Coelogyne flaccida S.E. Asia/ South China at mid-high elevations.
Known as Li Lin Bei Mu Lan in China, Coelogyne flaccida is a spectacular species if given the right conditions. The very fragrant flowers are borne on a cascading inflorescence that seems to freely hang from unusually “rippled” foliage. The trick is bright light but cooler temperatures (sometimes hard to achieve) with heavy watering when actively growing. This specimen is grown in an 8" clay pot and suspended high just below the direct path of our cooler.
Described in 2001, Coel. usitana is known for the remarkable contrast between the lip and column of the flower. The lip is best described as “brick red” but can appear almost black unless viewed in good light.
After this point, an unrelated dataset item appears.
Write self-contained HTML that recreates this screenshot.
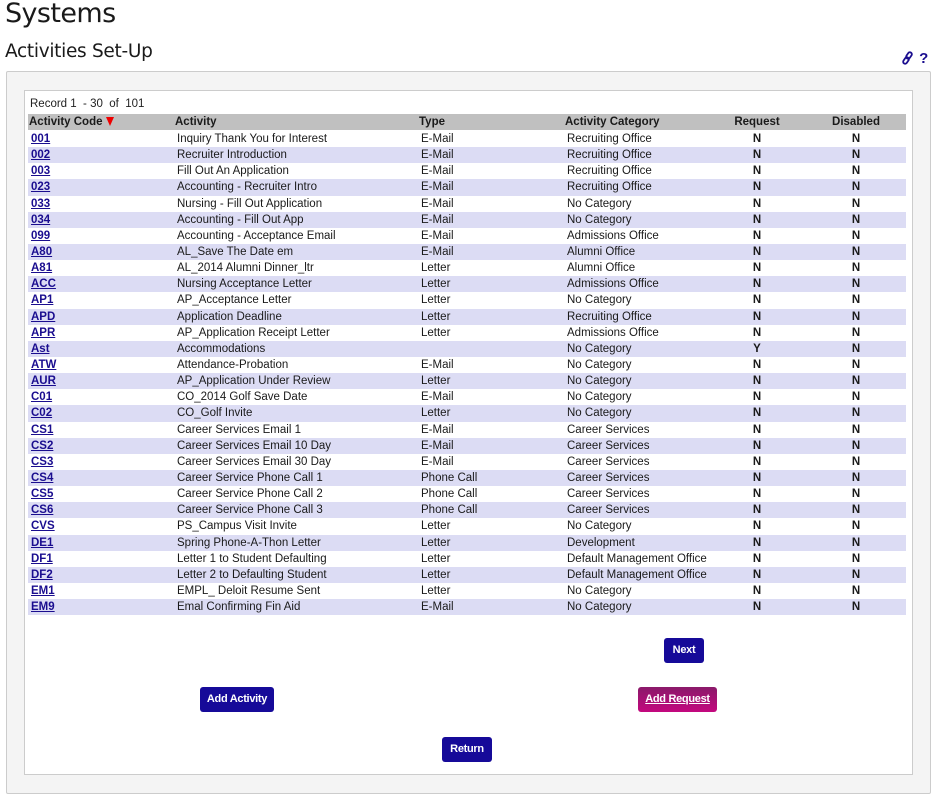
<!DOCTYPE html>
<html><head><style>
body{margin:0;width:936px;height:798px;background:#fff;font-family:"Liberation Sans",Arial,sans-serif;position:relative;overflow:hidden}
.t1{position:absolute;left:5px;top:-2px;font-size:27px;color:#1a1a1a;font-family:"DejaVu Sans","Liberation Sans",sans-serif;letter-spacing:-0.6px}
.t2{position:absolute;left:5px;top:41px;font-size:18.5px;color:#1a1a1a;font-family:"DejaVu Sans","Liberation Sans",sans-serif;letter-spacing:-0.3px}
.ic{position:absolute;left:901px;top:50px;color:#1a0d8f;font-weight:bold;font-size:15px}
.outer{position:absolute;left:6px;top:71px;width:923px;height:721px;background:#f4f4f4;border:1px solid #ccc;border-radius:2px}
.inner{position:absolute;left:24px;top:90px;width:887px;height:683px;background:#fff;border:1px solid #ccc}
.rec{position:absolute;left:30px;top:98px;font-size:11.5px;color:#222}
table{position:absolute;left:28px;top:114px;width:878px;border-collapse:collapse;font-size:11.5px;color:#1a1a1a;white-space:nowrap;table-layout:fixed}
th{background:#c0c0c0;text-align:left;height:16px;padding:0 0 0 1px;font-weight:bold}
thead tr{border-bottom:1px solid #fff}
td{height:16.15px;padding:0 0 0 3px}
tbody tr:nth-child(even) td{background:#dcdcf4}
td a{color:#1a0d8f;font-weight:bold;text-decoration:underline}
.c{text-align:center;font-weight:bold;padding:0}
th.c{text-align:center}
tr>.c:last-child{padding-right:8px}
.tri{display:inline-block;width:0;height:0;border-left:4px solid transparent;border-right:4px solid transparent;border-top:9px solid #e00;vertical-align:-1px}
.b{position:absolute;background:#160a99;color:#fff;font-size:11px;font-weight:bold;border-radius:3px;text-align:center;line-height:25px;height:25px;letter-spacing:-0.3px}
</style></head><body>
<div class="t1">Systems</div>
<div class="t2">Activities Set-Up</div>
<div class="ic"><svg width="14" height="14" viewBox="0 0 14 14" style="vertical-align:-2px"><g fill="none" stroke="#1a0d8f" stroke-width="1.8"><rect x="6" y="1" width="4" height="7" rx="2" transform="rotate(35 8 4.5)"/><rect x="3" y="6" width="4" height="7" rx="2" transform="rotate(35 5 9.5)"/></g></svg> ?</div>
<div class="outer"></div>
<div class="inner"></div>
<div class="rec">Record 1 &nbsp;- 30 &nbsp;of &nbsp;101</div>
<table>
<colgroup><col style="width:146px"><col style="width:244px"><col style="width:146px"><col style="width:136px"><col style="width:114px"><col></colgroup>
<thead><tr><th>Activity Code <span class="tri"></span></th><th>Activity</th><th>Type</th><th>Activity Category</th><th class="c">Request</th><th class="c">Disabled</th></tr></thead>
<tbody>
<tr><td><a>001</a></td><td>Inquiry Thank You for Interest</td><td>E-Mail</td><td>Recruiting Office</td><td class="c">N</td><td class="c">N</td></tr>
<tr><td><a>002</a></td><td>Recruiter Introduction</td><td>E-Mail</td><td>Recruiting Office</td><td class="c">N</td><td class="c">N</td></tr>
<tr><td><a>003</a></td><td>Fill Out An Application</td><td>E-Mail</td><td>Recruiting Office</td><td class="c">N</td><td class="c">N</td></tr>
<tr><td><a>023</a></td><td>Accounting - Recruiter Intro</td><td>E-Mail</td><td>Recruiting Office</td><td class="c">N</td><td class="c">N</td></tr>
<tr><td><a>033</a></td><td>Nursing - Fill Out Application</td><td>E-Mail</td><td>No Category</td><td class="c">N</td><td class="c">N</td></tr>
<tr><td><a>034</a></td><td>Accounting - Fill Out App</td><td>E-Mail</td><td>No Category</td><td class="c">N</td><td class="c">N</td></tr>
<tr><td><a>099</a></td><td>Accounting - Acceptance Email</td><td>E-Mail</td><td>Admissions Office</td><td class="c">N</td><td class="c">N</td></tr>
<tr><td><a>A80</a></td><td>AL_Save The Date em</td><td>E-Mail</td><td>Alumni Office</td><td class="c">N</td><td class="c">N</td></tr>
<tr><td><a>A81</a></td><td>AL_2014 Alumni Dinner_ltr</td><td>Letter</td><td>Alumni Office</td><td class="c">N</td><td class="c">N</td></tr>
<tr><td><a>ACC</a></td><td>Nursing Acceptance Letter</td><td>Letter</td><td>Admissions Office</td><td class="c">N</td><td class="c">N</td></tr>
<tr><td><a>AP1</a></td><td>AP_Acceptance Letter</td><td>Letter</td><td>No Category</td><td class="c">N</td><td class="c">N</td></tr>
<tr><td><a>APD</a></td><td>Application Deadline</td><td>Letter</td><td>Recruiting Office</td><td class="c">N</td><td class="c">N</td></tr>
<tr><td><a>APR</a></td><td>AP_Application Receipt Letter</td><td>Letter</td><td>Admissions Office</td><td class="c">N</td><td class="c">N</td></tr>
<tr><td><a>Ast</a></td><td>Accommodations</td><td></td><td>No Category</td><td class="c">Y</td><td class="c">N</td></tr>
<tr><td><a>ATW</a></td><td>Attendance-Probation</td><td>E-Mail</td><td>No Category</td><td class="c">N</td><td class="c">N</td></tr>
<tr><td><a>AUR</a></td><td>AP_Application Under Review</td><td>Letter</td><td>No Category</td><td class="c">N</td><td class="c">N</td></tr>
<tr><td><a>C01</a></td><td>CO_2014 Golf Save Date</td><td>E-Mail</td><td>No Category</td><td class="c">N</td><td class="c">N</td></tr>
<tr><td><a>C02</a></td><td>CO_Golf Invite</td><td>Letter</td><td>No Category</td><td class="c">N</td><td class="c">N</td></tr>
<tr><td><a>CS1</a></td><td>Career Services Email 1</td><td>E-Mail</td><td>Career Services</td><td class="c">N</td><td class="c">N</td></tr>
<tr><td><a>CS2</a></td><td>Career Services Email 10 Day</td><td>E-Mail</td><td>Career Services</td><td class="c">N</td><td class="c">N</td></tr>
<tr><td><a>CS3</a></td><td>Career Services Email 30 Day</td><td>E-Mail</td><td>Career Services</td><td class="c">N</td><td class="c">N</td></tr>
<tr><td><a>CS4</a></td><td>Career Service Phone Call 1</td><td>Phone Call</td><td>Career Services</td><td class="c">N</td><td class="c">N</td></tr>
<tr><td><a>CS5</a></td><td>Career Service Phone Call 2</td><td>Phone Call</td><td>Career Services</td><td class="c">N</td><td class="c">N</td></tr>
<tr><td><a>CS6</a></td><td>Career Service Phone Call 3</td><td>Phone Call</td><td>Career Services</td><td class="c">N</td><td class="c">N</td></tr>
<tr><td><a>CVS</a></td><td>PS_Campus Visit Invite</td><td>Letter</td><td>No Category</td><td class="c">N</td><td class="c">N</td></tr>
<tr><td><a>DE1</a></td><td>Spring Phone-A-Thon Letter</td><td>Letter</td><td>Development</td><td class="c">N</td><td class="c">N</td></tr>
<tr><td><a>DF1</a></td><td>Letter 1 to Student Defaulting</td><td>Letter</td><td>Default Management Office</td><td class="c">N</td><td class="c">N</td></tr>
<tr><td><a>DF2</a></td><td>Letter 2 to Defaulting Student</td><td>Letter</td><td>Default Management Office</td><td class="c">N</td><td class="c">N</td></tr>
<tr><td><a>EM1</a></td><td>EMPL_ Deloit Resume Sent</td><td>Letter</td><td>No Category</td><td class="c">N</td><td class="c">N</td></tr>
<tr><td><a>EM9</a></td><td>Emal Confirming Fin Aid</td><td>E-Mail</td><td>No Category</td><td class="c">N</td><td class="c">N</td></tr>
</tbody></table>
<div class="b" style="left:664px;top:638px;width:40px">Next</div>
<div class="b" style="left:200px;top:687px;width:74px">Add Activity</div>
<div class="b" style="left:638px;top:687px;width:79px;background:linear-gradient(#8a1a6a,#c4087e);text-decoration:underline">Add Request</div>
<div class="b" style="left:442px;top:737px;width:50px">Return</div>
</body></html>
Like other coelogyne, it’s flower spikes emerge from the center of developing leaves and cascade over the pot before a single sequentially-blooming bud develops. While the foliage is growing, it forms a funnel shape and care must be taken to avoid letting water stand in the center or rot can set in- killing the foliage and flower spike. As the growth matures an oval shaped pseudobulb is formed with a single wide leaf at the top. I have grown many different plants of this species and it’s fairly accommodating in moderately bright light and intermediate temperatures (85 deg high/55 deg low) hung for good airflow and viewing of the flowers.